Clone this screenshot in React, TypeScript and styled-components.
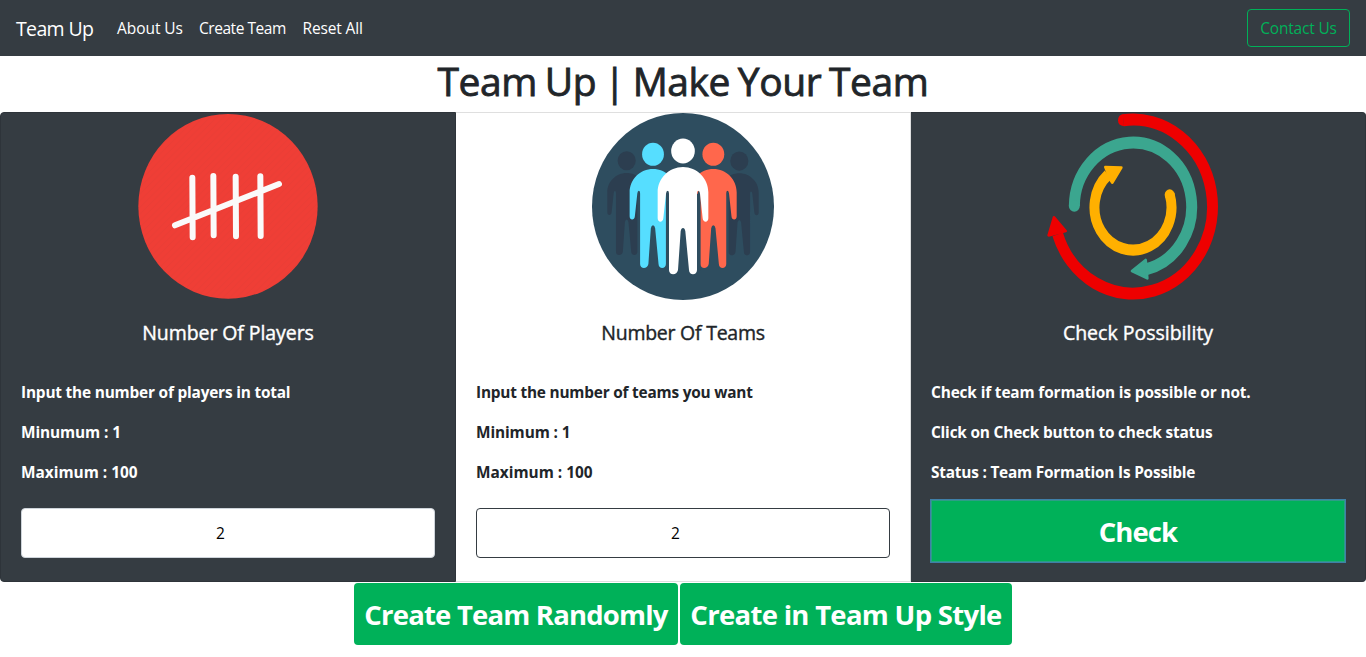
import React from 'react';
import styled, { createGlobalStyle } from 'styled-components';

const GlobalStyle = createGlobalStyle`
  *, *::before, *::after { box-sizing: border-box; }
  body {
    margin: 0;
    background: #fff;
    color: #212529;
    font-family: 'Segoe UI', 'Open Sans', 'Noto Sans', sans-serif;
    font-size: 16px;
    line-height: 1.5;
    overflow: hidden;
  }
`;

const Navbar = styled.nav`
  display: flex;
  align-items: center;
  height: 56px;
  padding: 0 16px;
  background: #353c42;
  white-space: nowrap;
`;

const Brand = styled.a`
  width: 77px;
  margin-right: 16px;
  padding-top: 2px;
  color: #fff;
  font-size: 19.5px;
  letter-spacing: -0.65px;
`;

const NavLinks = styled.div`
  display: flex;
  flex: 1;
`;

const NavLink = styled.a<{ $width: number; $spacing: number }>`
  width: ${(p) => p.$width}px;
  padding: 9px 8px 7px;
  color: #fff;
  font-size: 15.5px;
  letter-spacing: ${(p) => p.$spacing}px;
`;

const ContactButton = styled.button`
  width: 103px;
  height: 38px;
  padding: 2px 0 0;
  border: 1px solid #00b159;
  border-radius: 4px;
  background: transparent;
  color: #00b159;
  font: inherit;
  font-size: 15.5px;
  letter-spacing: -0.2px;
`;

const PageTitle = styled.h1`
  height: 48px;
  margin: 0 0 8px;
  font-size: 39px;
  font-weight: 400;
  line-height: 50px;
  letter-spacing: -0.42px;
  word-spacing: -2px;
  text-align: center;
  white-space: nowrap;
  -webkit-text-stroke: 0.8px currentColor;
`;

const CardGroup = styled.section`
  display: grid;
  grid-template-columns: repeat(3, 1fr);
  height: 470px;
`;

const Card = styled.article<{ $dark?: boolean }>`
  display: flex;
  flex-direction: column;
  border: 1px solid ${(p) => (p.$dark ? '#2e343a' : '#dfdfdf')};
  background: ${(p) => (p.$dark ? '#353c42' : '#fff')};
  color: ${(p) => (p.$dark ? '#fff' : '#212529')};
  &:first-child { border-radius: 4px 0 0 4px; }
  &:last-child { border-radius: 0 4px 4px 0; }
  & + & { border-left: 0; }
`;

const Picture = styled.svg`
  display: block;
  width: 200px;
  height: 187px;
  margin: 0 auto;
`;

const CardBody = styled.div`
  padding: 20px 20px 0;
  white-space: nowrap;
`;

const CardTitle = styled.h5<{ $spacing: number }>`
  margin: 0 0 35px;
  font-size: 19.5px;
  font-weight: 400;
  line-height: 26px;
  letter-spacing: ${(p) => p.$spacing}px;
  text-align: center;
  -webkit-text-stroke: 0.4px currentColor;
`;

const Line = styled.p<{ $spacing: number }>`
  margin: 0 0 16px;
  font-size: 15.4px;
  font-weight: 700;
  line-height: 24px;
  letter-spacing: ${(p) => p.$spacing}px;
  &:last-of-type { margin-bottom: 15px; }
`;

const NumberField = styled.input<{ $border: string }>`
  display: block;
  width: 414px;
  height: 50px;
  margin-top: 23px;
  padding: 0 16px 0 1px;
  border: 1px solid ${(p) => p.$border};
  border-radius: 4px;
  background: #fff;
  color: #000;
  font: inherit;
  font-size: 15.5px;
  text-align: center;
`;

const ActionButton = styled.button<{ $width: number; $spacing: number }>`
  width: ${(p) => p.$width}px;
  height: 62px;
  padding: 2px 0 0;
  border: 0;
  border-radius: 4px;
  background: #00b159;
  color: #fff;
  font: inherit;
  font-size: 27.5px;
  font-weight: 700;
  letter-spacing: ${(p) => p.$spacing}px;
  white-space: nowrap;
`;

const CheckButton = styled(ActionButton)`
  display: block;
  border-radius: 0;
  outline: 1px solid #3f7fa8;
  box-shadow: inset 0 0 0 1px #2d9d86;
`;

const Actions = styled.div`
  display: flex;
  justify-content: center;
  gap: 2px;
  padding-top: 1px;
`;

function Person({ x, top, scale, color }: { x: number; top: number; scale: number; color: string }) {
  return (
    <g transform={`translate(${x} ${top}) scale(${scale})`} fill={color}>
      <ellipse cx="0" cy="-48" rx="35.5" ry="37.5" />
      <path d="M0 0C42 0 76 34 76 76V154C76 168 60 168 59 154L51 80Q50 71 46 71Q42 71 42 80V309C42 326 18 326 18 309L7 193Q5 183 0 183Q-5 183-7 193L-15 309C-18 326-42 326-42 309V80Q-42 71-46 71Q-50 71-51 80L-59 154C-60 168-76 168-76 154V76C-76 34-42 0 0 0Z" />
    </g>
  );
}

const TallyPicture = () => (
  <Picture viewBox="0 21 600 561">
    <defs>
      <pattern id="stripes" width="20" height="20" patternUnits="userSpaceOnUse">
        <path d="M-5 5L5-5M0 20L20 0M15 25L25 15" stroke="#dc3d37" strokeWidth="2.5" opacity=".45" />
      </pattern>
    </defs>
    <ellipse cx="300" cy="301" rx="269" ry="277" fill="#ef3e36" />
    <ellipse cx="300" cy="301" rx="269" ry="277" fill="url(#stripes)" />
    <path
      d="M193 215L194 394M256 210L257 388M323 212L324 391M397 211L398 390M141 358L453 234"
      stroke="#fafafa"
      strokeWidth="18"
      strokeLinecap="round"
    />
  </Picture>
);

const PeoplePicture = () => (
  <Picture viewBox="0 21 600 561">
    <ellipse cx="300" cy="301.5" rx="273" ry="280.5" fill="#2e4d5f" />
    <Person x={131} top={201} scale={0.764} color="#2c3e50" />
    <Person x={469} top={202} scale={0.764} color="#2c3e50" />
    <Person x={210} top={189} scale={0.922} color="#56deff" />
    <Person x={391} top={189} scale={0.922} color="#ff674c" />
    <path d="M249 254H260V495H249ZM340 264H352V495H340Z" fill="#2e4d5f" />
    <Person x={300} top={183} scale={1} color="#fff" />
  </Picture>
);

const CyclePicture = () => (
  <Picture viewBox="0 21 600 561" fill="none">
    <g transform="translate(285 302) scale(1 1.094)" strokeWidth="33">
      <path d="M-29-237A238.5 238.5 0 1 1-226 76" stroke="#ee0000" />
      <path d="M-176-2A176 176 0 1 1 38 172" stroke="#3ba68f" />
    </g>
    <path d="M256 24Q240 27 240 43Q240 59 258 61Z" fill="#ee0000" />
    <ellipse cx="109" cy="300" rx="16.5" ry="17" fill="#3ba68f" />
    <g transform="translate(285 304) scale(1 1.11)">
      <path d="M110-35A115.5 115.5 0 1 1-75-88" stroke="#ffb000" strokeWidth="30" />
    </g>
    <ellipse cx="395" cy="266" rx="15" ry="16" fill="#ffb000" />
    <g strokeWidth="8" strokeLinejoin="round">
      <path d="M48 334L32 388L83 375Z" fill="#ee0000" stroke="#ee0000" />
      <path d="M282 495L323 462L328 517Z" fill="#3ba68f" stroke="#3ba68f" />
      <path d="M202 183L250 185L223 230L217 221Z" fill="#ffb000" stroke="#ffb000" />
    </g>
  </Picture>
);

export default function App() {
  return (
    <>
      <GlobalStyle />
      <Navbar>
        <Brand>Team Up</Brand>
        <NavLinks>
          <NavLink $width={82} $spacing={-0.05}>About Us</NavLink>
          <NavLink $width={103.5} $spacing={-0.45}>Create Team</NavLink>
          <NavLink $width={78} $spacing={-0.15}>Reset All</NavLink>
        </NavLinks>
        <ContactButton>Contact Us</ContactButton>
      </Navbar>
      <PageTitle>Team Up | Make Your Team</PageTitle>
      <CardGroup>
        <Card $dark>
          <TallyPicture />
          <CardBody>
            <CardTitle $spacing={-0.08}>Number Of Players</CardTitle>
            <Line $spacing={-0.19}>Input the number of players in total</Line>
            <Line $spacing={-0.1}>Minumum : 1</Line>
            <Line $spacing={0}>Maximum : 100</Line>
            <NumberField $border="#ced4da" defaultValue="2" />
          </CardBody>
        </Card>
        <Card>
          <PeoplePicture />
          <CardBody>
            <CardTitle $spacing={-0.25}>Number Of Teams</CardTitle>
            <Line $spacing={-0.21}>Input the number of teams you want</Line>
            <Line $spacing={-0.1}>Minimum : 1</Line>
            <Line $spacing={0}>Maximum : 100</Line>
            <NumberField $border="#353c42" defaultValue="2" />
          </CardBody>
        </Card>
        <Card $dark>
          <CyclePicture />
          <CardBody>
            <CardTitle $spacing={0}>Check Possibility</CardTitle>
            <Line $spacing={-0.14}>Check if team formation is possible or not.</Line>
            <Line $spacing={-0.19}>Click on Check button to check status</Line>
            <Line $spacing={-0.21}>Status : Team Formation Is Possible</Line>
            <CheckButton $width={414} $spacing={-0.9}>Check</CheckButton>
          </CardBody>
        </Card>
      </CardGroup>
      <Actions>
        <ActionButton $width={324} $spacing={-0.8}>Create Team Randomly</ActionButton>
        <ActionButton $width={332} $spacing={-0.7}>Create in Team Up Style</ActionButton>
      </Actions>
    </>
  );
}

- _Written problem_: Reply with one number only: how many lines of the listing hold "components"?

- _Response_: 2